NASA has discussed several candidate regions for future missions. Shackleton-related terrain and Mons Mouton often come up in conversations about south-pole access and landing options. Yet NASA has not presented one final locked site for a full outpost. That is an important point for readers. The agency still needs better local data, more surface experience, and more engineering trade studies before it can commit to a final base layout. In other words, the NASA Moon base story is real, but it is still in the architecture phase.
Why this location matters more than any other
Location will decide whether a lunar outpost becomes efficient or fragile. A poorly chosen site would make every mission harder. A better site could reduce risk for years. That is why NASA keeps returning to the same south-pole logic. The right terrain could support landing operations, rover travel, power generation, and easier access to shadowed ice deposits. If NASA wants a lasting foothold instead of a series of isolated visits, the base must sit where nature offers at least some strategic help.
NASA Moon Base Depends on Water More Than Anything Else
If one resource could change the future of a NASA Moon base, it is water. NASA has made that clear in both its science and exploration work. Water matters because it is not just water. It supports drinking, hygiene, oxygen production, and potentially fuel production through electrolysis. That means water can reduce the amount of mass that must launch from Earth. In space exploration, that changes everything.
NASA’s science pages now state plainly that there is water on the Moon. Ancient ice appears to exist in permanently shadowed crater floors. Water molecules also exist on sunlit parts of the surface, though in lower concentrations and different forms. That is a major change from older assumptions. For decades, the Moon looked dry. New data changed that picture. In 2020, NASA announced the discovery of water on the sunlit lunar surface. In 2023, a wider-area map extended water clues toward the south pole, the same broad region tied to Artemis exploration.
Still, water presence does not automatically solve the problem. The harder question is access. How much ice exists in forms that astronauts or robotic systems can actually extract? How deep is it? How pure is it? How much energy will mining and processing require? Those are the questions that separate a promising region from a functioning NASA Moon base. This is why resource-hunting missions and mapping tools matter so much. NASA has spent years preparing for that phase.
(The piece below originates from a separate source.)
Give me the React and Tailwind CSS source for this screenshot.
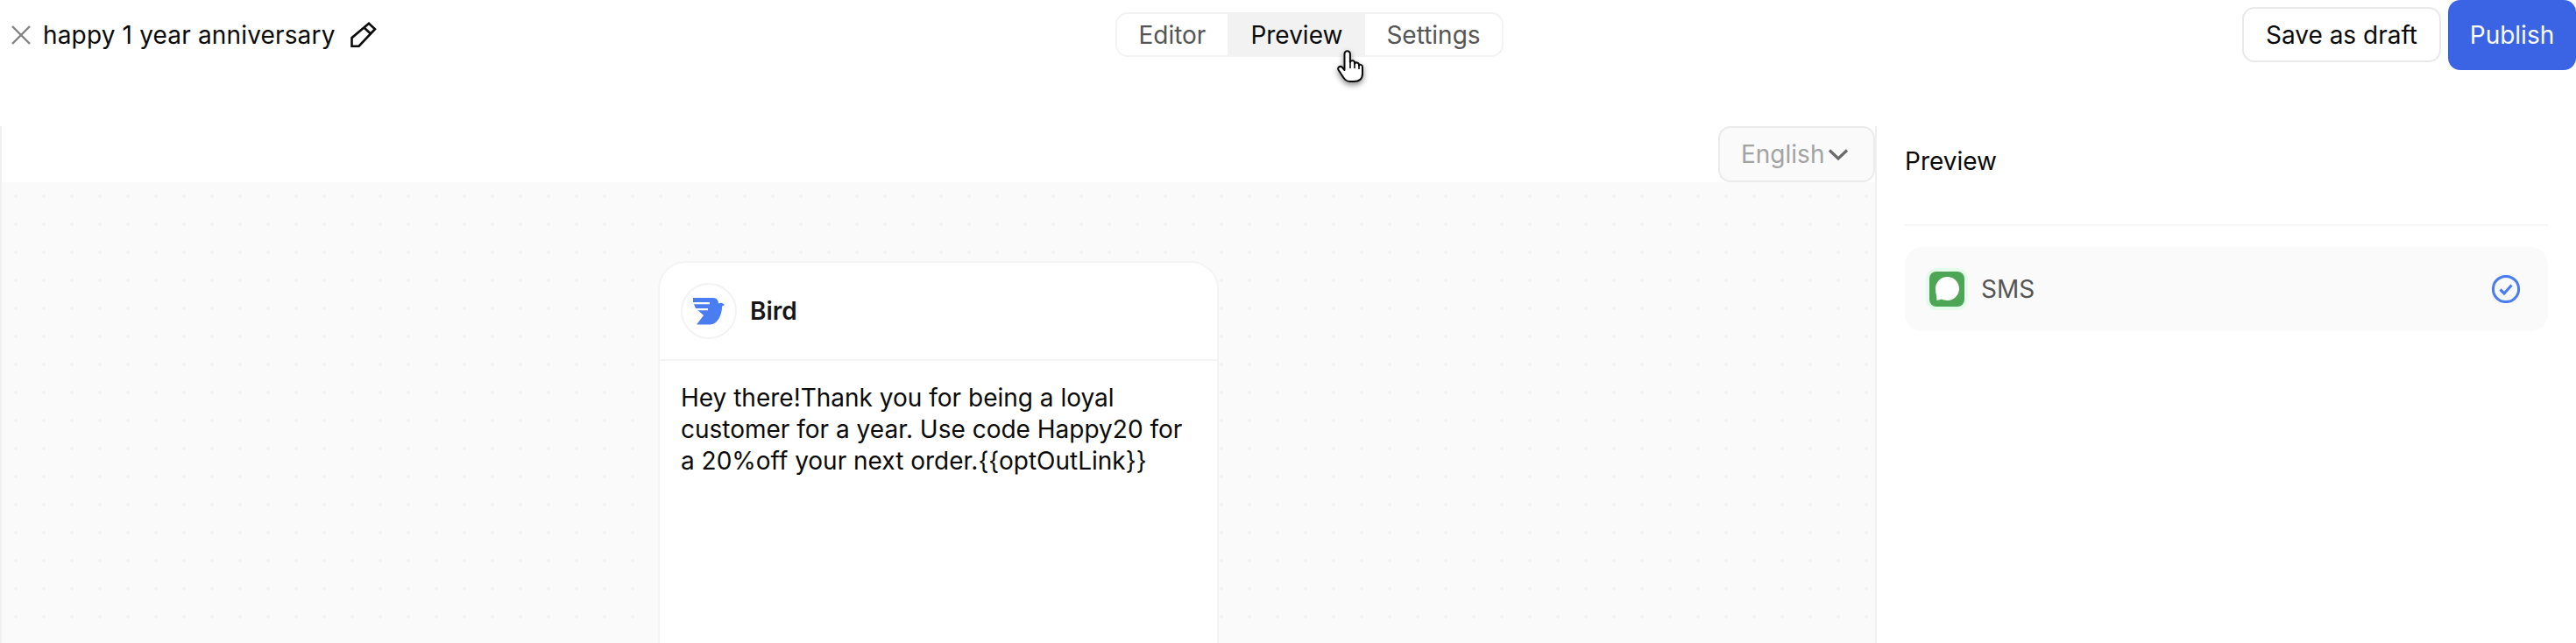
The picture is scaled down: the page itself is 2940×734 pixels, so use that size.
export default function App() {
  return (
    <div className="relative h-[734px] w-[2940px] overflow-hidden bg-white font-['Inter',sans-serif] text-[28px] leading-[36px] text-[#0a0a0a]">
      <header className="flex h-[144px] items-start justify-between">
        <div className="flex h-[80px] w-[430px] items-center pl-[13px]">
          <svg width="22" height="22" viewBox="0 0 22 22" fill="none" stroke="#808080" strokeWidth="2.4" className="shrink-0">
            <path d="M1 1 21 21M21 1 1 21" />
          </svg>
          <span className="ml-[14px] whitespace-nowrap tracking-[0.16px]">happy 1 year anniversary</span>
          <svg width="30" height="30" viewBox="0 0 30 30" fill="none" stroke="#0a0a0a" strokeWidth="2.6" strokeLinejoin="miter" className="ml-[17px] shrink-0">
            <path d="M1.5 27.7V18.2L21 1.8 28 8.2 9.6 27.7Z" />
            <path d="M15.5 6.5 23.5 14" />
          </svg>
        </div>
        <nav className="mt-[14px] flex h-[51px] overflow-hidden rounded-[14px] border-2 border-[#f3f3f3] text-[#555555]">
          <div className="flex items-center pl-[24px] pr-[25px]">Editor</div>
          <div className="flex items-center bg-[#f2f2f2] px-[26px] text-[#0a0a0a]">Preview</div>
          <div className="flex items-center px-[24px]">Settings</div>
        </nav>
        <div className="flex w-[381px] items-start gap-[8px]">
          <button className="mt-[8px] flex h-[63px] w-[227px] items-center justify-center rounded-[14px] border-2 border-[#e9e9e9] bg-white">
            Save as draft
          </button>
          <button className="flex h-[80px] w-[146px] items-center justify-center rounded-[14px] bg-[#3b64e4] text-[#fafcff]">
            Publish
          </button>
        </div>
      </header>

      <main className="flex h-[590px]">
        <section className="flex w-[2142px] flex-col border-x-2 border-[#f0f0f0]">
          <div className="flex h-[64px] shrink-0 justify-end">
            <div className="flex h-[64px] w-[179px] items-center rounded-[14px] border-2 border-[#ebebeb] bg-[#fafafa] pl-[24px] text-[#a3a3a3]">
              <span>English</span>
              <svg width="24" height="15" viewBox="0 0 24 15" fill="none" stroke="#6b6b6b" strokeWidth="3.2" className="ml-[4px]">
                <path d="M2 2.5 12 12 22 2.5" />
              </svg>
            </div>
          </div>
          <div className="flex flex-1 justify-center bg-[#fafafa] bg-[radial-gradient(circle,#f2f2f2_1.5px,transparent_2px)] bg-[length:32px_32px] pt-[90px]">
            <article className="h-[700px] w-[640px] shrink-0 rounded-[32px] border-2 border-[#f4f4f4] bg-white">
              <div className="flex h-[112px] items-center border-b-2 border-[#f4f4f4] pl-[24px]">
                <div className="flex h-[64px] w-[64px] items-center justify-center rounded-full border-2 border-[#f3f3f3]">
                  <svg width="36" height="31" viewBox="0 0 36 31">
                    <path fill="#4a7ef0" d="M0 0H23C28 0 30 5 28.5 9L25.5 15.5 28 8C29 5.5 32 5 34 6.5L36 8 33.2 9.5C33 18 29 30.5 19 30.5H4L12 20 3 12 0 5Z" />
                    <path stroke="#fff" strokeWidth="2.2" fill="none" d="M-1 6.2H19M2 13.2H17" />
                  </svg>
                </div>
                <span className="ml-[15px] font-semibold text-[#171717]">Bird</span>
              </div>
              <p className="px-[24px] pt-[24px]">
                Hey there!Thank you for being a loyal customer for a year. Use code Happy20 for a 20%off your next order.{"{{optOutLink}}"}
              </p>
            </article>
          </div>
        </section>

        <aside className="flex-1 px-[32px]">
          <div className="border-b-2 border-[#f5f5f5] pb-[54px] pt-[22px]">Preview</div>
          <div className="mt-[24px] flex h-[96px] items-center rounded-[20px] bg-[#fafafa] pl-[24px] pr-[32px]">
            <div className="flex h-[48px] w-[48px] items-center justify-center rounded-[12px] bg-[#e5fbec]">
              <svg width="40" height="40" viewBox="0 0 40 40">
                <rect width="40" height="40" rx="8" fill="#4ca656" />
                <path fill="#fff" d="M20.5 6C28 6 34 12 34 19.5S28 33 20.5 33C18 33 16 32.7 14 31.6L8.5 33 8 26.5C7 24.5 7 22 7 19.5 7 12 13 6 20.5 6Z" />
              </svg>
            </div>
            <span className="ml-[15px] text-[#555555]">SMS</span>
            <svg width="32" height="32" viewBox="0 0 32 32" fill="none" stroke="#4a7ef0" className="ml-auto">
              <circle cx="16" cy="16" r="14.6" strokeWidth="3" />
              <path d="M9.5 16.5 14 21 22.5 11.5" strokeWidth="3.2" />
            </svg>
          </div>
        </aside>
      </main>

      <svg width="31" height="39" viewBox="0 0 31 39" className="absolute left-[1526px] top-[57px] drop-shadow-[0_3px_3px_rgba(0,0,0,0.45)]">
        <path fill="#fff" stroke="#0a0a0a" strokeWidth="2" strokeLinejoin="round" d="M8.5 23V4.5A3.2 3.2 0 0 1 14.9 4.5V14C15 11.5 20 11.5 20 14.5V16C20.5 13.5 25 14 25 17V18C25.5 16 29 16.5 29 19.5V27C29 33 25 36 19 36H15C10 36 8 33 5 28L1.7 23C0 20 3.5 17.5 6 20Z" />
        <path fill="none" stroke="#0a0a0a" strokeWidth="1.6" d="M15 14V21M20 15V21M25 18V22" />
      </svg>
    </div>
  );
}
The agency selected instruments and rover concepts specifically to study water ice distribution near the south pole.

Water is not a bonus. It is infrastructure.
Many headlines frame lunar water as a scientific curiosity. That undersells the issue. For a future NASA Moon base, water is infrastructure. A base without local water would remain heavily dependent on Earth. A base with usable local water could slowly become more independent. That is the real divide. Once a mission starts using local resources, it stops behaving like a short expedition and starts behaving like a frontier outpost. That is one reason the Moon now looks strategically important again.
NASA Moon Base Will Need More Than Solar Power
Power is the second pillar of a real NASA Moon base. Solar power will play a major role. The south pole helps because some elevated areas receive extended sunlight. But sunlight alone is not enough for a lasting outpost. The Moon’s day-night cycle is harsh. A lunar night lasts about two Earth weeks. During that period, temperatures plunge and solar generation drops away. If crews, life-support systems, communications, and surface operations must continue through that darkness, the outpost needs another dependable source of energy.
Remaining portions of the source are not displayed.